Oxygen sensing during intermittent hypoxia: cellular and molecular mechanisms.

To the majority of the population, recurrent episodes of hypoxia are more likely encountered in life than sustained hypoxia. Until recently, much of the information on the long-term effects of intermittent hypoxia has come from studies on human subjects experiencing chronic recurrent apneas. Recent development of animal models of intermittent hypoxia and techniques for exposing cell cultures to alternating cycles of hypoxia have led to new information on the effects of episodic hypoxia on oxygen-sensing mechanisms in the carotid body chemoreceptors and regulation of gene expression.

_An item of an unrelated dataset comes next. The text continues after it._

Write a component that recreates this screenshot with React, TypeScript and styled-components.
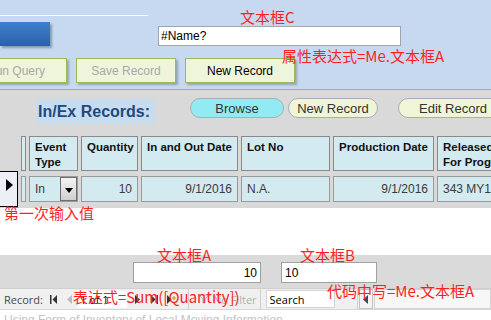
import styled, { createGlobalStyle } from 'styled-components';

const GlobalStyle = createGlobalStyle`
  html, body {
    margin: 0;
    padding: 0;
    background: #ffffff;
  }
  body {
    font-family: 'Liberation Sans', Arial, sans-serif;
  }
`;

type Column = {
  title: string;
  width: number;
  value: string;
  align?: 'left' | 'right';
  combo?: boolean;
};

const columns: Column[] = [
  { title: '', width: 5, value: '' },
  { title: 'Event Type', width: 49, value: 'In', combo: true },
  { title: 'Quantity', width: 57, value: '10', align: 'right' },
  { title: 'In and Out Date', width: 97, value: '9/1/2016', align: 'right' },
  { title: 'Lot No', width: 89, value: 'N.A.' },
  { title: 'Production Date', width: 101, value: '9/1/2016', align: 'right' },
  { title: 'Released\nFor Progress', width: 90, value: '343 MY1' },
];

const notes = [
  { text: '文本框C', x: 240, y: 8 },
  { text: '属性表达式=Me.文本框A', x: 282, y: 47 },
  { text: '第一次输入值', x: 4, y: 204 },
  { text: '文本框A', x: 157, y: 246 },
  { text: '文本框B', x: 300, y: 246 },
  { text: '表达式=Sum([Quantity])', x: 73, y: 288 },
  { text: '代码中写=Me.文本框A', x: 327, y: 282 },
];

const App = () => {
  return (
    <Screen>
      <GlobalStyle />
      <TopPanel>
        <TitleRule />
        <ControlRow>
          <BlueButton />
          <NameBox>#Name?</NameBox>
        </ControlRow>
        <ActionRow>
          <ActionButton $width={102} $offset={-35} $disabled>
            Run Query
          </ActionButton>
          <ActionButton $width={100} $disabled>
            Save Record
          </ActionButton>
          <ActionButton $width={110}>New Record</ActionButton>
        </ActionRow>
      </TopPanel>

      <RecordsPanel>
        <HeadRow>
          <SectionLabel>In/Ex Records:</SectionLabel>
          <Pill $width={94} $gap={35} $active>
            Browse
          </Pill>
          <Pill $width={90} $gap={4}>
            New Record
          </Pill>
          <Pill $width={110} $gap={20}>
            Edit Record
          </Pill>
        </HeadRow>

        <HeaderRow>
          {columns.map((c, i) => (
            <HeaderCell key={i} $width={c.width}>
              {c.title}
            </HeaderCell>
          ))}
        </HeaderRow>

        <DataRow>
          <RecordSelector>
            <svg width="7" height="12" viewBox="0 0 7 12">
              <path d="M0 0 L7 6 L0 12 Z" fill="#000" />
            </svg>
          </RecordSelector>
          <Cells>
            {columns.map((c, i) => (
              <DataCell key={i} $width={c.width} $align={c.align ?? 'left'}>
                <span>{c.value}</span>
                {c.combo && (
                  <ComboButton>
                    <svg width="8" height="5" viewBox="0 0 8 5">
                      <path d="M0 0 L8 0 L4 5 Z" fill="#000" />
                    </svg>
                  </ComboButton>
                )}
              </DataCell>
            ))}
          </Cells>
        </DataRow>
      </RecordsPanel>

      <Blank />

      <FooterPanel>
        <TotalBox $width={128} $gap={133} $align="right">
          10
        </TotalBox>
        <TotalBox $width={96} $gap={20} $align="left">
          10
        </TotalBox>
      </FooterPanel>

      <StatusBar>
        <StatusLabel>Record:</StatusLabel>
        <NavIcon $gap={7}>
          <svg width="7" height="9" viewBox="0 0 7 9">
            <rect x="0" y="0" width="1.5" height="9" fill="#333" />
            <path d="M7 0 L2.5 4.5 L7 9 Z" fill="#333" />
          </svg>
        </NavIcon>
        <NavIcon $gap={10}>
          <svg width="5" height="9" viewBox="0 0 5 9">
            <path d="M5 0 L0 4.5 L5 9 Z" fill="#bdbdbd" />
          </svg>
        </NavIcon>
        <PositionBox>1 of 1</PositionBox>
        <NavIcon $gap={8}>
          <svg width="5" height="9" viewBox="0 0 5 9">
            <path d="M0 0 L5 4.5 L0 9 Z" fill="#333" />
          </svg>
        </NavIcon>
        <NavIcon $gap={11}>
          <svg width="7" height="9" viewBox="0 0 7 9">
            <path d="M0 0 L4.5 4.5 L0 9 Z" fill="#333" />
            <rect x="5.5" y="0" width="1.5" height="9" fill="#333" />
          </svg>
        </NavIcon>
        <NavIcon $gap={9}>
          <svg width="9" height="9" viewBox="0 0 9 9">
            <path d="M0 0 L4.5 4.5 L0 9 Z" fill="#333" />
            <path d="M7 1 L7 5 M5 3 L9 3" stroke="#c9a000" strokeWidth="1.2" />
          </svg>
        </NavIcon>
        <Divider $gap={12} />
        <FilterInfo>
          <svg width="10" height="10" viewBox="0 0 10 10">
            <path d="M0 1 L10 1 L6 5 L6 9 L4 9 L4 5 Z" fill="none" stroke="#b5b5b5" />
          </svg>
          No Filter
        </FilterInfo>
        <Divider $gap={3} />
        <SearchBox>Search</SearchBox>
        <Divider $gap={22} />
        <ScrollArrow>
          <svg width="5" height="9" viewBox="0 0 5 9">
            <path d="M5 0 L0 4.5 L5 9 Z" fill="#3c4a5a" />
          </svg>
        </ScrollArrow>
        <ScrollTrack />
      </StatusBar>

      <BottomNote>Using Form of Inventory of Local Moving Information</BottomNote>

      {notes.map((n, i) => (
        <Note key={i} $x={n.x} $y={n.y}>
          {n.text}
        </Note>
      ))}
    </Screen>
  );
};

export default App;

const Screen = styled.div`
  position: relative;
  width: 491px;
  height: 320px;
  overflow: hidden;
  background: #ffffff;
  display: flex;
  flex-direction: column;
`;

const TopPanel = styled.div`
  flex: none;
  height: 90px;
  box-sizing: border-box;
  background: #c6d9f0;
  border-bottom: 1px solid #a6a6a6;
`;

const TitleRule = styled.div`
  width: 148px;
  height: 15px;
  border-bottom: 1px solid #ffffff;
`;

const ControlRow = styled.div`
  display: flex;
  align-items: flex-start;
  margin-top: 6px;
`;

const BlueButton = styled.div`
  width: 50px;
  height: 24px;
  background: linear-gradient(#3f80cc, #2b62aa);
  box-shadow: 2px 2px 2px rgba(60, 80, 110, 0.45);
`;

const NameBox = styled.div`
  width: 243px;
  height: 20px;
  margin: 4px 0 0 108px;
  box-sizing: border-box;
  border: 1px solid #a5a5a5;
  background: #ffffff;
  padding: 2px 2px;
  font-size: 12px;
  line-height: 15px;
  color: #000;
`;

const ActionRow = styled.div`
  display: flex;
  gap: 9px;
  margin-top: 12px;
`;

const ActionButton = styled.div<{ $width: number; $offset?: number; $disabled?: boolean }>`
  flex: none;
  width: ${(p) => p.$width}px;
  height: 25px;
  margin-left: ${(p) => p.$offset ?? 0}px;
  box-sizing: border-box;
  border: 1px solid #9bbb59;
  background: #eef5da;
  box-shadow: 2px 2px 2px rgba(90, 100, 110, 0.45);
  display: flex;
  align-items: center;
  justify-content: center;
  font-size: 12px;
  color: ${(p) => (p.$disabled ? '#a9a9a9' : '#000000')};
`;

const RecordsPanel = styled.div`
  flex: none;
  height: 118px;
  background: #d9d9d9;
  display: flex;
  flex-direction: column;
`;

const HeadRow = styled.div`
  display: flex;
  align-items: flex-start;
  margin-top: 8px;
  height: 26px;
`;

const SectionLabel = styled.div`
  flex: none;
  width: 119px;
  height: 25px;
  margin: 1px 0 0 36px;
  box-sizing: border-box;
  padding-left: 2px;
  background: #c8dcf0;
  display: flex;
  align-items: center;
  font-size: 16px;
  font-weight: bold;
  color: #1f497d;
`;

const Pill = styled.div<{ $width: number; $gap: number; $active?: boolean }>`
  flex: none;
  width: ${(p) => p.$width}px;
  height: 20px;
  margin-left: ${(p) => p.$gap}px;
  box-sizing: border-box;
  border: 1px solid #a3b0b8;
  border-radius: 10px;
  background: ${(p) => (p.$active ? '#92ebf2' : '#eff5d6')};
  display: flex;
  align-items: center;
  justify-content: center;
  font-size: 13px;
  color: #333333;
`;

const HeaderRow = styled.div`
  display: flex;
  gap: 3px;
  margin-top: 12px;
  padding-left: 21px;
`;

const HeaderCell = styled.div<{ $width: number }>`
  flex: none;
  width: ${(p) => p.$width}px;
  height: 35px;
  box-sizing: border-box;
  border: 1px solid #8a8a8a;
  background: #d2eaf0;
  padding: 3px 2px 0 ${(p) => (p.$width > 10 ? 5 : 0)}px;
  overflow: hidden;
  white-space: pre-line;
  font-size: 11.5px;
  font-weight: bold;
  line-height: 15px;
  color: #111111;
`;

const DataRow = styled.div`
  display: flex;
  align-items: center;
  height: 36px;
  gap: 3px;
`;

const RecordSelector = styled.div`
  flex: none;
  width: 18px;
  height: 36px;
  box-sizing: border-box;
  border: 1px solid #000000;
  border-left: none;
  background: #eceff5;
  padding: 5px 0 0 6px;
`;

const Cells = styled.div`
  display: flex;
  gap: 3px;
`;

const DataCell = styled.div<{ $width: number; $align: 'left' | 'right' }>`
  position: relative;
  flex: none;
  width: ${(p) => p.$width}px;
  height: 26px;
  box-sizing: border-box;
  border: 1px solid #9a9a9a;
  background: #d2eaf0;
  padding: 0 ${(p) => (p.$width > 10 ? 5 : 0)}px;
  display: flex;
  align-items: center;
  justify-content: ${(p) => (p.$align === 'right' ? 'flex-end' : 'flex-start')};
  overflow: hidden;
  white-space: nowrap;
  font-size: 12px;
  color: #3a3a3a;
`;

const ComboButton = styled.div`
  position: absolute;
  right: 0;
  top: 0;
  width: 17px;
  height: 24px;
  box-sizing: border-box;
  border: 1px solid #6e6e6e;
  background: linear-gradient(#f4f4f4, #cfcfcf);
  display: flex;
  align-items: center;
  justify-content: center;
  padding-top: 3px;
`;

const Blank = styled.div`
  flex: none;
  height: 47px;
  background: #ffffff;
`;

const FooterPanel = styled.div`
  flex: none;
  height: 33px;
  box-sizing: border-box;
  padding-top: 7px;
  background: #dadada;
  display: flex;
  align-items: flex-start;
`;

const TotalBox = styled.div<{ $width: number; $gap: number; $align: 'left' | 'right' }>`
  flex: none;
  width: ${(p) => p.$width}px;
  height: 21px;
  margin-left: ${(p) => p.$gap}px;
  box-sizing: border-box;
  border: 1px solid #a0a0a0;
  background: #ffffff;
  padding: 0 3px;
  display: flex;
  align-items: center;
  justify-content: ${(p) => (p.$align === 'right' ? 'flex-end' : 'flex-start')};
  font-size: 12px;
  color: #000;
`;

const StatusBar = styled.div`
  flex: none;
  height: 22px;
  box-sizing: border-box;
  border-top: 1px solid #cfcfcf;
  border-bottom: 1px solid #d6d6d6;
  background: #f0f0f0;
  display: flex;
  align-items: center;
  font-family: 'Open Sans', 'Noto Sans', sans-serif;
  font-size: 11px;
`;

const StatusLabel = styled.span`
  margin-left: 4px;
  color: #4a4a4a;
`;

const NavIcon = styled.span<{ $gap: number }>`
  display: flex;
  align-items: center;
  margin-left: ${(p) => p.$gap}px;
`;

const PositionBox = styled.div`
  width: 50px;
  height: 17px;
  margin-left: 5px;
  box-sizing: border-box;
  background: #ffffff;
  padding-left: 3px;
  display: flex;
  align-items: center;
  color: #000;
`;

const Divider = styled.span<{ $gap: number }>`
  width: 1px;
  height: 20px;
  margin-left: ${(p) => p.$gap}px;
  background: #d0d0d0;
`;

const FilterInfo = styled.span`
  display: flex;
  align-items: center;
  gap: 4px;
  margin-left: 10px;
  color: #b0b0b0;
`;

const SearchBox = styled.div`
  width: 69px;
  height: 18px;
  margin-left: 5px;
  box-sizing: border-box;
  border: 1px solid #d4d4d4;
  background: #ffffff;
  padding-left: 3px;
  display: flex;
  align-items: center;
  color: #000;
`;

const ScrollArrow = styled.div`
  width: 14px;
  height: 20px;
  margin-left: 1px;
  box-sizing: border-box;
  border: 1px solid #c4c4c4;
  background: #f4f4f4;
  display: flex;
  align-items: center;
  justify-content: center;
`;

const ScrollTrack = styled.div`
  flex: 1;
  height: 20px;
  margin-left: 1px;
  box-sizing: border-box;
  border: 1px solid #d4d4d4;
  background: #f7f7f7;
`;

const BottomNote = styled.div`
  flex: none;
  padding: 3px 0 0 4px;
  font-size: 12px;
  color: #c4c4c4;
  white-space: nowrap;
`;

const Note = styled.span<{ $x: number; $y: number }>`
  position: absolute;
  left: ${(p) => p.$x}px;
  top: ${(p) => p.$y}px;
  font-family: 'Noto Sans CJK SC', 'Noto Sans', sans-serif;
  font-size: 15px;
  line-height: 17px;
  color: #ff1f1f;
  white-space: nowrap;
  pointer-events: none;
`;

The purpose of this review is to highlight some recent studies on the effects of intermittent hypoxia on oxygen sensing at the carotid bodies and regulation of gene expression. In a rodent model, chronic intermittent hypoxia selectively enhances hypoxic sensitivity of the carotid body chemoreceptors. More interestingly, chronic intermittent hypoxia also induces a novel form of plasticity in the carotid body, leading to long-term facilitation in the sensory discharge. Studies on cell cultures reveal that intermittent hypoxia is more potent in activating activator protein-1 and hypoxia-inducible factor-1 transcription factors than sustained hypoxia. Moreover, some evidence suggests that intermittent hypoxia utilizes intracellular signaling pathways distinct from sustained hypoxia. Reactive oxygen species generated during the reoxygenation phase of intermittent hypoxia might play a key role in the effects of intermittent hypoxia on carotid body function and gene expression. Global gene profile analysis in cell cultures suggests that certain genes are selectively affected by intermittent hypoxia, some upregulated and some downregulated. It is suggested that, in intact animals, coordinated gene regulation of gene expression might be critical for eliciting phenotypic changes in the cardiorespiratory systems in response to intermittent hypoxia. It is hoped that future studies will unravel new mechanisms that are unique to intermittent hypoxia that may lead to a better understanding of the changes in the cardiorespiratory systems and new therapies for diseases associated with chronic recurrent episodes of hypoxia.